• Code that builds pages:
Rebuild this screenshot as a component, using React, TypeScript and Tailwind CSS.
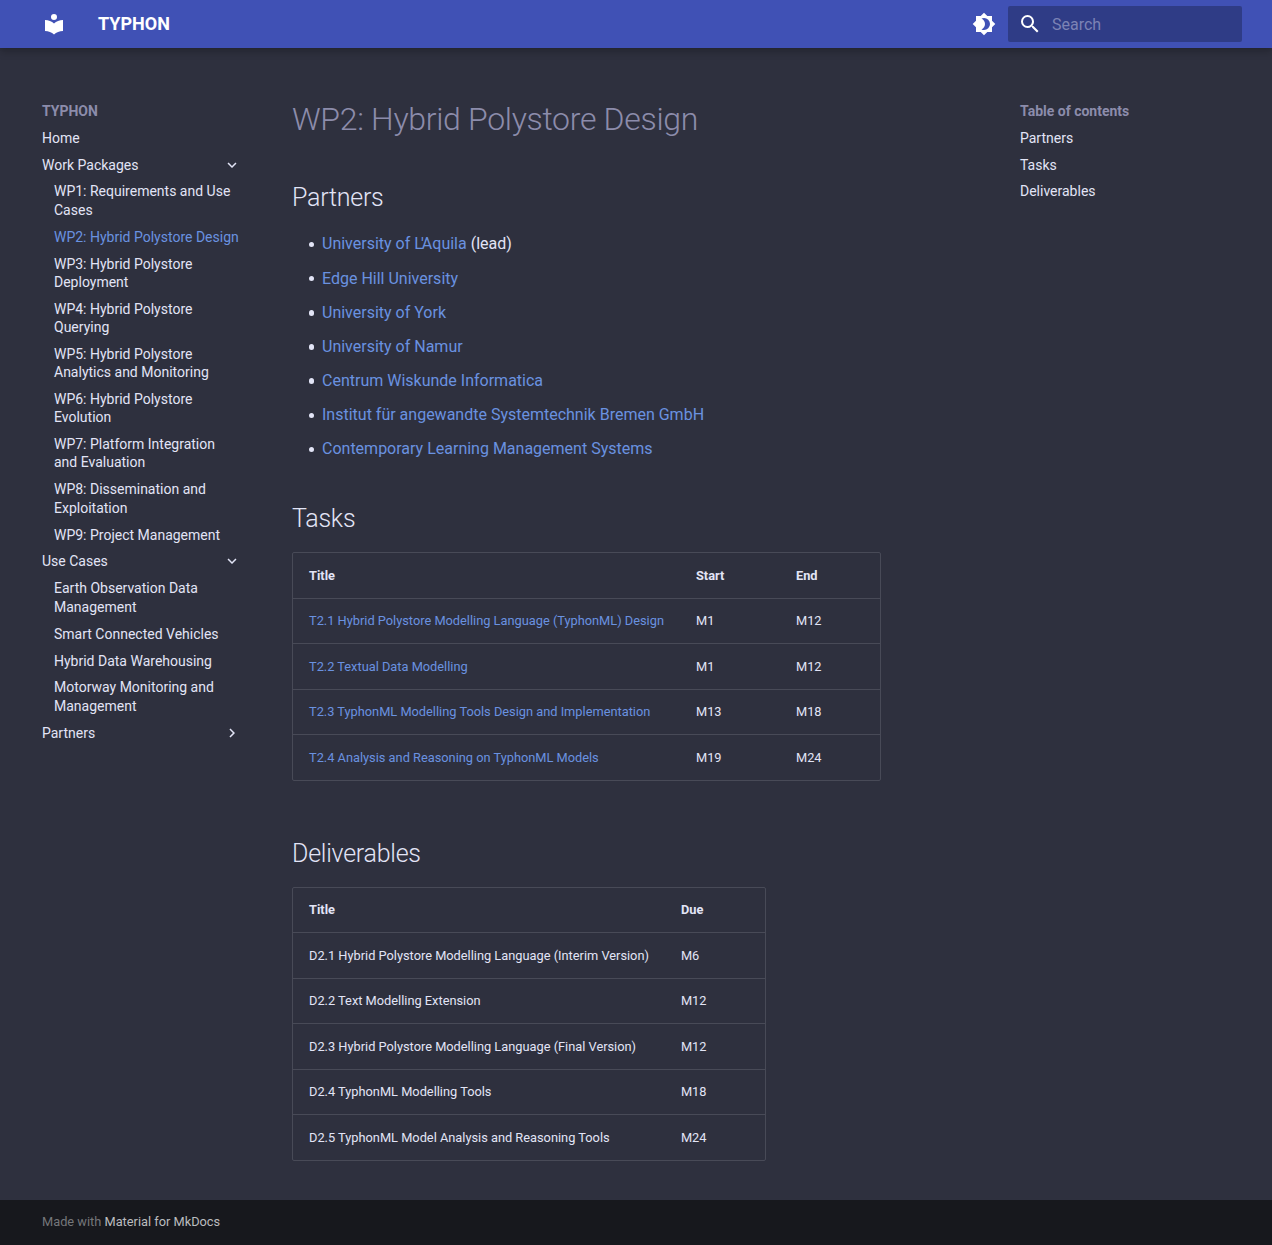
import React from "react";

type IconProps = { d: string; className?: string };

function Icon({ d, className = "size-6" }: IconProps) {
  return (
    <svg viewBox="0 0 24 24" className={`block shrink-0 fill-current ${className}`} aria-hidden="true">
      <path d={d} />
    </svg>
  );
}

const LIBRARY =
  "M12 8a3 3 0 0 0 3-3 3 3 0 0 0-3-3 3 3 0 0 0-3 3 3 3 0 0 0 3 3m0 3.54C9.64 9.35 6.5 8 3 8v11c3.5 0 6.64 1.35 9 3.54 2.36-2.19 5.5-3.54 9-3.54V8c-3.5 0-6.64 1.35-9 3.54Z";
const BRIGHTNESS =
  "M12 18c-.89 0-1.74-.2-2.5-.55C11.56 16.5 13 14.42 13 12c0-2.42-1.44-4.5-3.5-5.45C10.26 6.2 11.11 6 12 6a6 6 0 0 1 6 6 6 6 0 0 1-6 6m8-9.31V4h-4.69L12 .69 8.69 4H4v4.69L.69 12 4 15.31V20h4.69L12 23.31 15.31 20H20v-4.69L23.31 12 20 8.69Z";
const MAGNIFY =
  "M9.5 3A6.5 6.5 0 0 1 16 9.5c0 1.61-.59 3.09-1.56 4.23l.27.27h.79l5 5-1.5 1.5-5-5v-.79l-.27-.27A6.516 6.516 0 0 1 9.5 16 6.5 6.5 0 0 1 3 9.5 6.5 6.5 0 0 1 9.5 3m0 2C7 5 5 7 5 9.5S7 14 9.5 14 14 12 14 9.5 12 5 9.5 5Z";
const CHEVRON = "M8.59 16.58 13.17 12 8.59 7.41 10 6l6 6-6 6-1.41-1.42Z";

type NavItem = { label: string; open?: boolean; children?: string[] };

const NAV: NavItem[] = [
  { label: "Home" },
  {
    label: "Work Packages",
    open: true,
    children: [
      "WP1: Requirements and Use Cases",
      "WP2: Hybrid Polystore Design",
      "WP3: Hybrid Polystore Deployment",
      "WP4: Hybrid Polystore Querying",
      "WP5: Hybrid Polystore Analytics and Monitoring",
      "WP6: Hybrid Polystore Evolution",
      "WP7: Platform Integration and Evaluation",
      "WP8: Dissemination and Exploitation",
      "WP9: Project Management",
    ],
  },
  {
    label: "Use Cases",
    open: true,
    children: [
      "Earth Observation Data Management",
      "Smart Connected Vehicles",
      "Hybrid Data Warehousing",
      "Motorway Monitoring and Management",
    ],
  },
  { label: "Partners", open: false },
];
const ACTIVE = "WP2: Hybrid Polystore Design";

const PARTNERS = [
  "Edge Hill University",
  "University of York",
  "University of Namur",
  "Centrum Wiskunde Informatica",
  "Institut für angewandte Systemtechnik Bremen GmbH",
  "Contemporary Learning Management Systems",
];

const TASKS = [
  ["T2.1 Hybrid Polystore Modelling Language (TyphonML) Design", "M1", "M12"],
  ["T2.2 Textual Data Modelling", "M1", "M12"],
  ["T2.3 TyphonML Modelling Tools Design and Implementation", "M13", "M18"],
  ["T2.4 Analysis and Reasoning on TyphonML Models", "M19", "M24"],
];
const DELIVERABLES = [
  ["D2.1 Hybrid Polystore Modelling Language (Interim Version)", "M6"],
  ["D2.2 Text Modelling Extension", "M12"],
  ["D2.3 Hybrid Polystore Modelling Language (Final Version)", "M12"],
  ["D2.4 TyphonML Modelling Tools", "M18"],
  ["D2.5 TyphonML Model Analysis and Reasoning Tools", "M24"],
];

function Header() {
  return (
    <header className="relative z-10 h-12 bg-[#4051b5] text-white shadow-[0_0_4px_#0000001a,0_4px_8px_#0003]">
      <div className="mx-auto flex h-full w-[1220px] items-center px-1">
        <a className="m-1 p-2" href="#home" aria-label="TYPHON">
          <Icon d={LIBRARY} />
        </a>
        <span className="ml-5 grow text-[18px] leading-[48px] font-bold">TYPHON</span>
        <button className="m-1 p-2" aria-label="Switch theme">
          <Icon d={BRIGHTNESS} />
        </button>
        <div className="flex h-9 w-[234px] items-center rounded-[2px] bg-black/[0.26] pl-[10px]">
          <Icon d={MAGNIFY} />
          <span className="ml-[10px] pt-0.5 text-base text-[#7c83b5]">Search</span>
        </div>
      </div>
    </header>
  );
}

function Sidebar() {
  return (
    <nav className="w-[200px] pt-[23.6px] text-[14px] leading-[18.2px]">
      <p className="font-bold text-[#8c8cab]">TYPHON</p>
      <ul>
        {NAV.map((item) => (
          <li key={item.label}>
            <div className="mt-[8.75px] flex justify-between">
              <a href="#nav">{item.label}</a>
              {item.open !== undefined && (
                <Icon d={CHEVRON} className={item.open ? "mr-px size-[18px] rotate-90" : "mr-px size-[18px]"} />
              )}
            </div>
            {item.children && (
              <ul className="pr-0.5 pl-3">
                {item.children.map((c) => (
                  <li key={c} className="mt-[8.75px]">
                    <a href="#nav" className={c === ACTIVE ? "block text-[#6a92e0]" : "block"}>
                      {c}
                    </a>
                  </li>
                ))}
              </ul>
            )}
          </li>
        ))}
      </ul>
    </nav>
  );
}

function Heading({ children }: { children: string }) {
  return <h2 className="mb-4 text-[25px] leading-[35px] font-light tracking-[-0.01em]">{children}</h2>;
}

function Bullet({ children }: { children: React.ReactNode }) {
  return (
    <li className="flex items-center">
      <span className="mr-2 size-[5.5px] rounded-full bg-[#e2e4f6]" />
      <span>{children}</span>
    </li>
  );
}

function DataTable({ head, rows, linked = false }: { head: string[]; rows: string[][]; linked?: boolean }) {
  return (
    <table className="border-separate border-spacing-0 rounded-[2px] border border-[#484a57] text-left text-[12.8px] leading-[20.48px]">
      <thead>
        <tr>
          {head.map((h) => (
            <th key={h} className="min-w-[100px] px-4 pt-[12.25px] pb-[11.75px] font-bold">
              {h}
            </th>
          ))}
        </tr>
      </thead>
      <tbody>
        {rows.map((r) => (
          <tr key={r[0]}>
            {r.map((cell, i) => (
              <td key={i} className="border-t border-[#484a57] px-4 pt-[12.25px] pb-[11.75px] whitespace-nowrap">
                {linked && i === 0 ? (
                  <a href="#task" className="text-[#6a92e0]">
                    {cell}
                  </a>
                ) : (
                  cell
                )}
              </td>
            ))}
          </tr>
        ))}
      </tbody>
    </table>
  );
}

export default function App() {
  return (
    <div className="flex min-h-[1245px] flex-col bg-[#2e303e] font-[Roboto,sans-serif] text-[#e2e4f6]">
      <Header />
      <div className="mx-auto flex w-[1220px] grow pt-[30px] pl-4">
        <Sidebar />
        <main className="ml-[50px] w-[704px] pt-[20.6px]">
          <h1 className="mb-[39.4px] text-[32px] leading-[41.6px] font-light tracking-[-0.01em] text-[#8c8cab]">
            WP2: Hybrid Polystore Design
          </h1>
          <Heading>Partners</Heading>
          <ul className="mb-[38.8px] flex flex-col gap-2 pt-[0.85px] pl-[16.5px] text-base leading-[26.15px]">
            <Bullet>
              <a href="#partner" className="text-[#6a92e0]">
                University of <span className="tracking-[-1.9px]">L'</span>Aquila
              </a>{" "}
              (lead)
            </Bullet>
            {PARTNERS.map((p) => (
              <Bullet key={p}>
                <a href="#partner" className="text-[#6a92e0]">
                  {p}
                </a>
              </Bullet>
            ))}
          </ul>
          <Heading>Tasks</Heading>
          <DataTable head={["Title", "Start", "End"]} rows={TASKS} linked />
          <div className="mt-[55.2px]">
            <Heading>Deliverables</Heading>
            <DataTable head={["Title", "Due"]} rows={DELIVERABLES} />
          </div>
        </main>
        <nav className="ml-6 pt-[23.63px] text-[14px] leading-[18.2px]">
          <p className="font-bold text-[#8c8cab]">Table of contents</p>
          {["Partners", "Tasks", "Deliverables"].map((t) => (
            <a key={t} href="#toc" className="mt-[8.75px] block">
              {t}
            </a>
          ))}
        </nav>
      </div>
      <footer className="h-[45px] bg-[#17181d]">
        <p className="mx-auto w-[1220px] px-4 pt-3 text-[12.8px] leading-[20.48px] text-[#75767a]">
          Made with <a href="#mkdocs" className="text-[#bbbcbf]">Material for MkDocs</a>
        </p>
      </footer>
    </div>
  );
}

* * *

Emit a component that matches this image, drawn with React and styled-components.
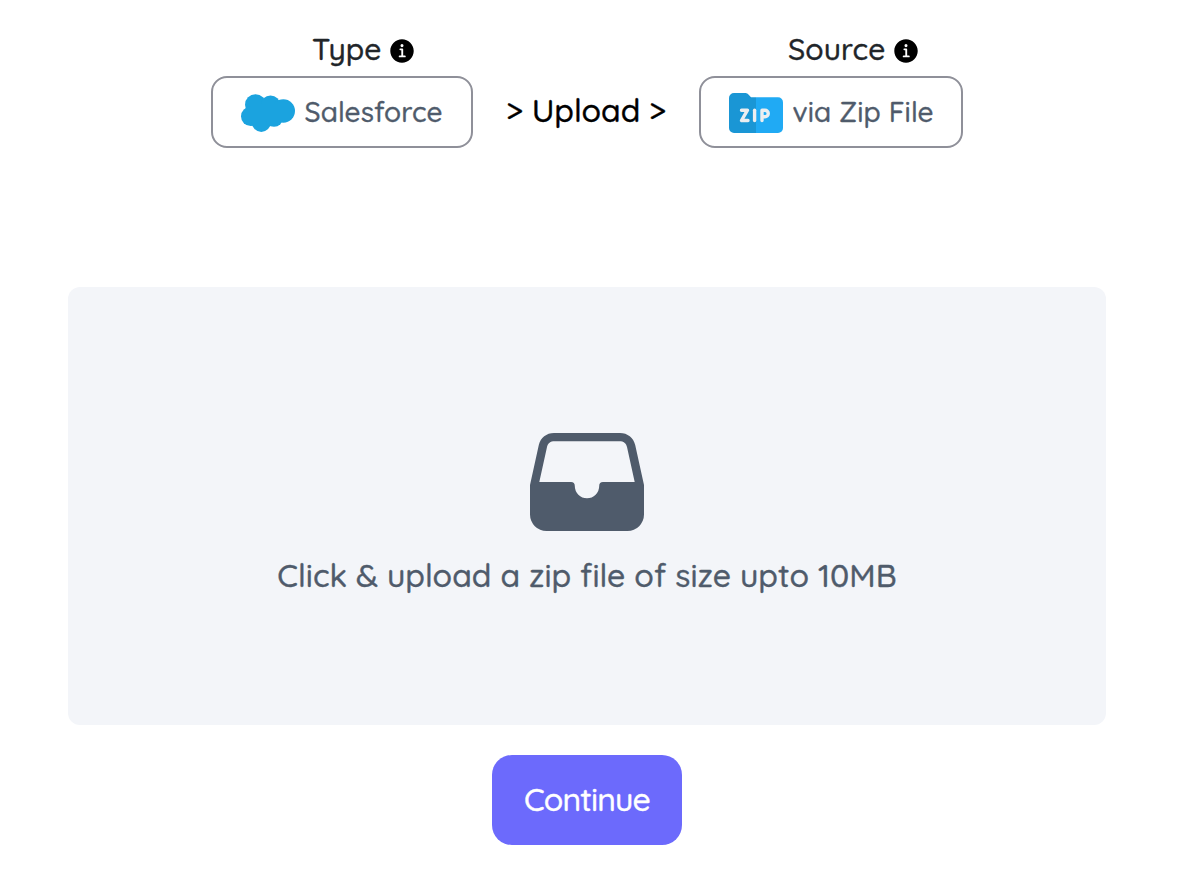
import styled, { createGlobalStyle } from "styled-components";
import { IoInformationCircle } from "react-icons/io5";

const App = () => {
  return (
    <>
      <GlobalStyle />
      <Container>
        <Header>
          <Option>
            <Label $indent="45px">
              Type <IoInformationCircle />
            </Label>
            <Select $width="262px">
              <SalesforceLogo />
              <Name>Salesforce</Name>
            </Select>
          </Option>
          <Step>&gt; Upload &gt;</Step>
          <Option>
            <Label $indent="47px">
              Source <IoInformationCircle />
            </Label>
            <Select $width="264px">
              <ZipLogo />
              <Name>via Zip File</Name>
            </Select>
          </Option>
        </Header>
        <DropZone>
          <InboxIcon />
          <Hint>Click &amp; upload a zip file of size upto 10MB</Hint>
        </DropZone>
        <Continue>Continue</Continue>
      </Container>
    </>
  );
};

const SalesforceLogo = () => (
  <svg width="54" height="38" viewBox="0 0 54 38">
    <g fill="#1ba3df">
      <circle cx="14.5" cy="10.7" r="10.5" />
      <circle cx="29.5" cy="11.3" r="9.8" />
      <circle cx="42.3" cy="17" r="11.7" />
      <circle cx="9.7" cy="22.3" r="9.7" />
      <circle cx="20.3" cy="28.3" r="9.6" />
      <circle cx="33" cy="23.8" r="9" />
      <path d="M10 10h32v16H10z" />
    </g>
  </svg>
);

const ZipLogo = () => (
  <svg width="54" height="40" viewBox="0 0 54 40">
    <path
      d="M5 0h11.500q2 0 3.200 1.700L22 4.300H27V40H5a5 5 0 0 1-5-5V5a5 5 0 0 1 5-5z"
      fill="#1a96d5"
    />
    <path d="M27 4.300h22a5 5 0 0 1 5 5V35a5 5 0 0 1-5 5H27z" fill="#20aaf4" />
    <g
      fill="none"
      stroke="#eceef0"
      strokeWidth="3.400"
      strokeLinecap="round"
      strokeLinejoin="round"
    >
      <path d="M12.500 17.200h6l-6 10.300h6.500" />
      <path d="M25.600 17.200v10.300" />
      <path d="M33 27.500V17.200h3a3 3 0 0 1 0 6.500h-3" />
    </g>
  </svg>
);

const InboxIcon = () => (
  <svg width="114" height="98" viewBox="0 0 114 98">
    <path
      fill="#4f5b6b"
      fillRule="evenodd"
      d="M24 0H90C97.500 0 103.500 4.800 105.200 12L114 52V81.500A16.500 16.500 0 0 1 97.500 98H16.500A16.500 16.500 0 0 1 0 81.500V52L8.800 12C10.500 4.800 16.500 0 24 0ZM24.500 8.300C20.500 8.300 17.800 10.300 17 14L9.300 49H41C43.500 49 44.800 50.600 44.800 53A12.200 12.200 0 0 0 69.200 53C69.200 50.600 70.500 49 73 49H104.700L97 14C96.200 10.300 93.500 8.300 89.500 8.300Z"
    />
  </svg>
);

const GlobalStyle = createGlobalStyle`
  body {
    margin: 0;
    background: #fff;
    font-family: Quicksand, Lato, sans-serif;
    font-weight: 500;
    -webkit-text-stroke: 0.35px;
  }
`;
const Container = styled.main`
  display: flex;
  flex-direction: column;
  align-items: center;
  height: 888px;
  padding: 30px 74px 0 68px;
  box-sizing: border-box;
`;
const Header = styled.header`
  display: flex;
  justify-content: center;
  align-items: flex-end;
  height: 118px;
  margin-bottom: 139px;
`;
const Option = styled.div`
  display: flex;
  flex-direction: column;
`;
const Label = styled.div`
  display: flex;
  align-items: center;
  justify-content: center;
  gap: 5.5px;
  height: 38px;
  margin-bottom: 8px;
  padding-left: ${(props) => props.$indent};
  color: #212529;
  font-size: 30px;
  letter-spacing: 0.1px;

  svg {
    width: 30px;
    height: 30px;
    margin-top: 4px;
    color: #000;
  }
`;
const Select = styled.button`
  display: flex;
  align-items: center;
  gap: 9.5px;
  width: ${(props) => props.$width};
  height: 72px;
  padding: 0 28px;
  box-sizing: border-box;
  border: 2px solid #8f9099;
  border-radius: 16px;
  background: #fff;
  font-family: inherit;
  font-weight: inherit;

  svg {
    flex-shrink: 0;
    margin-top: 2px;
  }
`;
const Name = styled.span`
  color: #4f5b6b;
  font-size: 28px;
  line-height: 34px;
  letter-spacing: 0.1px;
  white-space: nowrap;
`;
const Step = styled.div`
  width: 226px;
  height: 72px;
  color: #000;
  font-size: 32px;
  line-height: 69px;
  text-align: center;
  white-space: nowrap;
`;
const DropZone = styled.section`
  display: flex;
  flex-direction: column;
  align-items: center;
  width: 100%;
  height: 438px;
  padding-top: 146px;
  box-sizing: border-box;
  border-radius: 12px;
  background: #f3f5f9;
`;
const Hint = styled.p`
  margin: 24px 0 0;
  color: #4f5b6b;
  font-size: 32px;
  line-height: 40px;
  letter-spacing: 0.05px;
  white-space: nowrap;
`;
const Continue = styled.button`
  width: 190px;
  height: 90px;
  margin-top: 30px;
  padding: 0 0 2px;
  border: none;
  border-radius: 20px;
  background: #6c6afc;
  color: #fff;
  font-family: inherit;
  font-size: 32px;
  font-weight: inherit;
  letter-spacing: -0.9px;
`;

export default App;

• STATED PROBLEM: All lines above starting at the one with "Rebuild this screenshot" and ending at the one with "string; open?: boolean;", inclusive, are to be printed again exactly, with the pictures left out.

• SOLUTION TO THIS EXERCISE:
Rebuild this screenshot as a component, using React, TypeScript and Tailwind CSS.
import React from "react";

type IconProps = { d: string; className?: string };

function Icon({ d, className = "size-6" }: IconProps) {
  return (
    <svg viewBox="0 0 24 24" className={`block shrink-0 fill-current ${className}`} aria-hidden="true">
      <path d={d} />
    </svg>
  );
}

const LIBRARY =
  "M12 8a3 3 0 0 0 3-3 3 3 0 0 0-3-3 3 3 0 0 0-3 3 3 3 0 0 0 3 3m0 3.54C9.64 9.35 6.5 8 3 8v11c3.5 0 6.64 1.35 9 3.54 2.36-2.19 5.5-3.54 9-3.54V8c-3.5 0-6.64 1.35-9 3.54Z";
const BRIGHTNESS =
  "M12 18c-.89 0-1.74-.2-2.5-.55C11.56 16.5 13 14.42 13 12c0-2.42-1.44-4.5-3.5-5.45C10.26 6.2 11.11 6 12 6a6 6 0 0 1 6 6 6 6 0 0 1-6 6m8-9.31V4h-4.69L12 .69 8.69 4H4v4.69L.69 12 4 15.31V20h4.69L12 23.31 15.31 20H20v-4.69L23.31 12 20 8.69Z";
const MAGNIFY =
  "M9.5 3A6.5 6.5 0 0 1 16 9.5c0 1.61-.59 3.09-1.56 4.23l.27.27h.79l5 5-1.5 1.5-5-5v-.79l-.27-.27A6.516 6.516 0 0 1 9.5 16 6.5 6.5 0 0 1 3 9.5 6.5 6.5 0 0 1 9.5 3m0 2C7 5 5 7 5 9.5S7 14 9.5 14 14 12 14 9.5 12 5 9.5 5Z";
const CHEVRON = "M8.59 16.58 13.17 12 8.59 7.41 10 6l6 6-6 6-1.41-1.42Z";

type NavItem = { label: string; open?: boolean; children?: string[] };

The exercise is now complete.